Au fur et à mesure que j'avance dans l'aventure, passant de piège en piège, je me rends compte à quel point il est difficile pour un gamer de ne pas mourir au moins une fois pour certains d'entre eux :
  • "Je marche sur une plateforme, elle tremble, je saute..."
  • "Je grimpe à une gouttière, elle se décroche du mur, je saute..."
  • "Il y a un bouton sous une énorme presse, je m'avance le plus possible avant de sauter par dessus, ..."
  • "J'ai l'occasion de monter à une échelle, mais à droite, dans le noir, on dirait qu'on peut encore s'enfoncer, ..."

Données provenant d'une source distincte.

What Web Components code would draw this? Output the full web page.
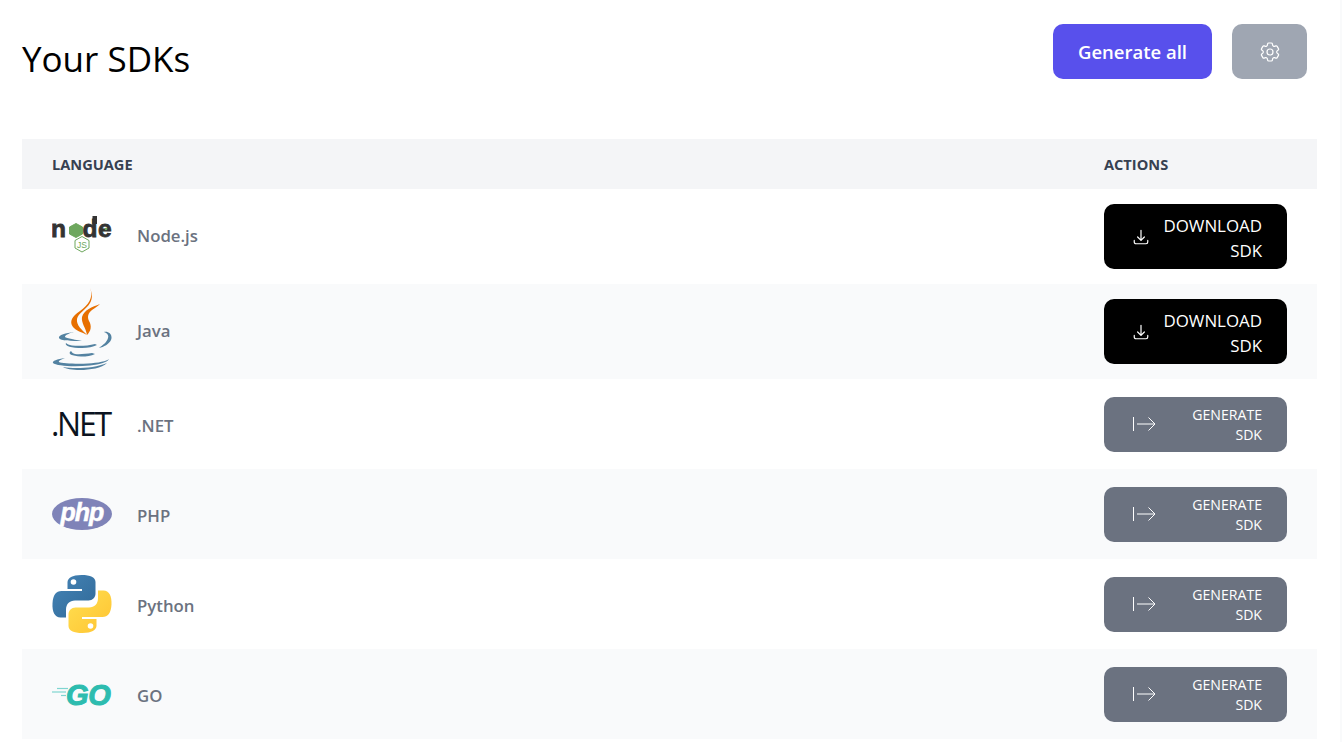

Mario, Link, Lara, Sonic, tous ces héros qui ont accompagnés mon enfance. Toutes ces quêtes réalisées, ces coffrets trouvés, ces mécanismes débloqués. Toutes ces années à jouer, et ce petit jeu de 5 heures me fait réaliser à quel point, j'ai été conditionné, manipulé, formaté. C'est en regardant un non-gamer jouer que je m'aperçois à quel point c'est grave :

  • "Ouf, heureusement que je n'ai pas eu le réflexe de sauter de la plateforme"
  • "La gouttière tiendra le coup, il faut qu'elle tienne le coup"
  • "C'est louche quand même ce bouton, non ?"
  • "Pourquoi j'irai m'enfoncer dans le noir alors qu'il y a de la lumière en haut de l'échelle"

Ce n'est qu'un avatar, mais d'un coup, je prend sa survie à coeur. C'est un petit garçon innocent, dans un monde dur, et je l'entraîne vers de nombreuses morts à cause de ma naïveté. Pourquoi ce jeu devrait emprunter les mêmes mécanismes que tous ses prédécesseurs ?

Quatre heures plus tard, je pose la manette soulagé. Je commençais à vraiment être oppressé par le nombre de mort grandissant. L'aventure du garçon se termine. Sans un mot, du début à la fin. Son histoire est terminée sans qu'on la comprenne vraiment.

Fondu au noir. Le jeu revient à l'écran d'accueil. Je regarde la manette...
Je la reprends en main, décidé : "peut-être cette fois te serai-je d'une plus grande aide".